Natureza humana vs Cultura humana

Estava a ler um post sobre startup mentoring e deparei-me com a expressão “não é natureza humana”. A mesma ideia é frequentement expressa de outras formas - não é natural, contra a natureza, contra a natureza humana, etc - mas a maioria das vezes isto é um sinal de que a cultura humana é uma parte tão integrante de nós que nem conseguimos perceber a diferença entre o que é natural e o que é cultural.

No caso especifico o autor estava a falar sobre como ajudar os outros sem esperar nada em troca não é natureza humana. Eu não sei exatamente o que é natureza humana - talvez não tenhamos uma de todo.

Mas onde eu cresci, ajudar os outros sem esperar nada em troca é práctica comum. Mas talvez essa seja a única forma de uma pequena aldeia de cem pessoas surviver durante gerações. Para começar toda a gente conhece toda a gente. Mais do que isso, as pessoas conhecem toda a gente na maioria das aldeias á volta. E se elas não se ajudarem umas às outras, quem é que as vai ajudar?

A pessoa que precisa de ajuda não é o tipo de fatinho que vive do outro lado da rua e que viste duas vezes no último ano, e a quem quase tiveste que dizer bom dia uma vez porque ele quase entrou no elevador na estação de metro contigo.

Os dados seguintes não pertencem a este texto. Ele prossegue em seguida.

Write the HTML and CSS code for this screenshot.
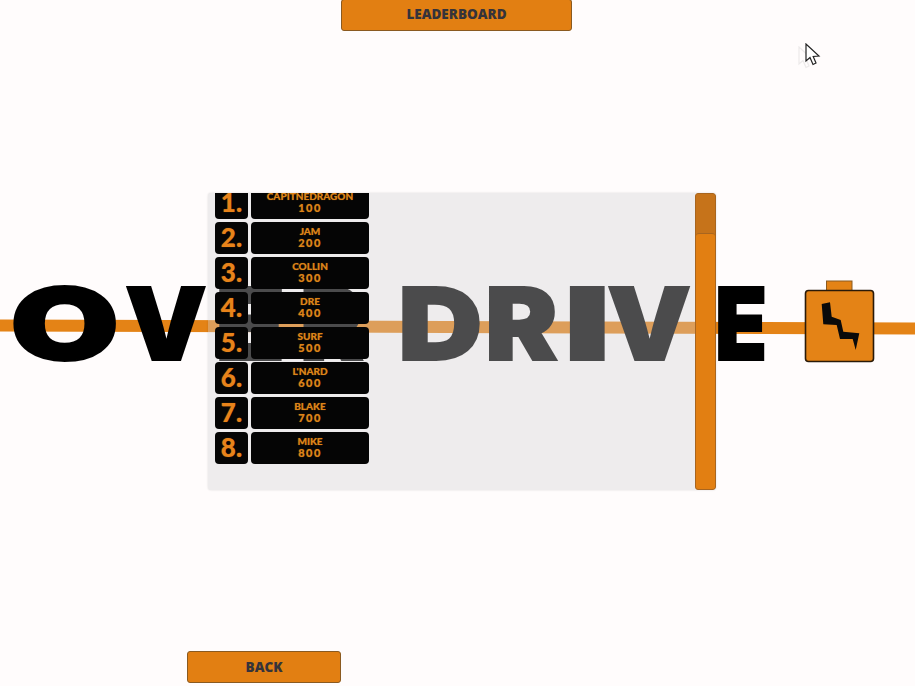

Numa pequena aldeia as pessoas que precisam de ajuda são as mesmas pessoas com quem cresceste, as pessoas que trabalham contigo metade do tempo, as pessoas a quem dizes bom dia e boa noite a maioria dos dias, as pessoas justo de quem paras para falar quase sempre, mesmo que as únicas coisas que têm para falar sejam quem é que está doente ou quem precisa de ajuda no campo ou o estado dos campos, o que é preciso semear, o que é preciso plantar, o que precisa ser cuidado, o que precisa ser colhido…

Mas, no final, é isso que é natureza humana. Os relacionamentos com outras pessoas. Não importa do que falam, é natureza humana relacionarmo-nos com outras pessoas.

Mas quando se cresce numa cidade, mesmo quando se muda para uma cidade depois de crescer no campo, é fácil cair na armadilha da importância do dinheiro, do ROI, e no medo dos outros, no medo de o vizinho que não se conhece.

Mas nós não aprendemos a falar, a comer, a vertirmo-nos, sozinhos. Aprendemos tudo ao relacionarmo-nos com outros, ao ver os outros, ouvindo os outros, tocando-lhes (talvez isto seja culturar, algumas culturas tocam-se mais do que outros, mas é indiscutível que os bébés acalmam muito mais depressa no conforto do colo de uma pessoa carinhosa do que sozinhos).

Natureza Humana? Não sei, mas parece-me que cada bombeiro que corre para uma casa em chamas porque está alguém lá dentro, cada doação para caridade, cada vez que alguém ajuda outra pessoa que precisa de ajuda mostra que ajudar os outros sem esperar nada em troca não é assim tão incomum para os humanos.

E aconelhar e ensinar nunca foram excepções. Em tempos em que a maioria das pessoas tinha dificuldade em alimentar as próprias familias, havia aqueles que recebiam os filhos de outras pessoas e lhes ensinavam os seus oficios. Não estavam a ajudar essas crianças tanto como ajudariam os seus próprios filhos?

Mas o século 20 trouxe-nos esta visão economicista do mundo em que aquilo que não gera lucro não vale a pena fazer e vai demorar algum tempo até que esta visão minimizadora do mundo passe e esta ideia de que ela é natureza humana seja limpa - esperamos que não seja substituida por algo pior.